O próprio Guadiana enchia-se de vida com os enormes barcos de guano (“Nitrato do Chile”) que todos os anos davam trabalho a dezenas de alcoutenejos quer na descarga, enchendo todo aquele enorme espaço junto ao Cais Novo, quer no transporte por camião ou carroça para as diversas povoações do concelho.

Apraz-nos registar que Alcoutim não esqueceu algumas das classes mais características do seu dia-a-dia de outrora, principalmente com actividades ligadas ao rio como Pescadores, Contrabandistas e Guardas-fiscais, preservando a sua memória com belas estátuas nos sítios mais adequados. Desconheço naturalmente o critério que presidiu à concretização dessa escolha. Possivelmente a aposta no turismo como factor de desenvolvimento sendo o Guadiana o motor desse futuro desenvolvimento.

Mas como foi possível esquecer a classe mais representativa de Alcoutim e do Concelho e os seus obreiros por excelência – os camponeses – que transformavam anos e anos a fio os cerros de Alcoutim em autênticos Jardins à beira-rio plantados, que extasiavam os nossos olhos de criança? [Antiga Fonte Primeira, actual Praia Fluvial]
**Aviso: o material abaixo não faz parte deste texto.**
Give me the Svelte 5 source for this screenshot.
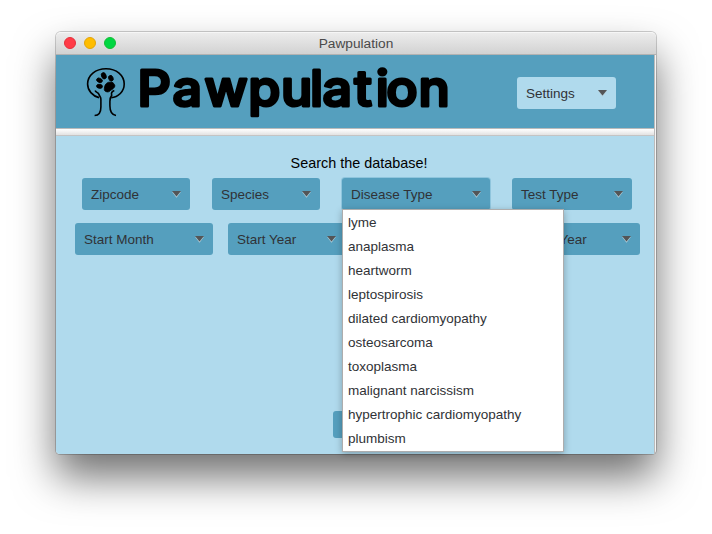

Existirá algum alcoutenejo que não tenha na sua ascendência até aos avós uma costela camponesa?
Façam turismo, mas por favor não apaguem da nossa memória a principal matriz do nosso passado!

Que bem que ficava no centro da Fonte Primeira uma estátua perpetuando a memória desses valentes com o seu velho burro pela arreata (infelizmente já extinto também), homens de corpo inteiro e que de mãos quase vazias, enfrentaram um mundo tão adverso sem um pingo de revolta!


(*) Este homem punha em causa o movimento giratório da Terra com uma lógica implacável e impossível de contraditar. Dizia ele: “ Vão contar estórias a outro! Se a Terra girasse amigo, bastava-me levantar os pés para chegar ao Moinho: nem me cansava, nem gastava as cardas das botas!”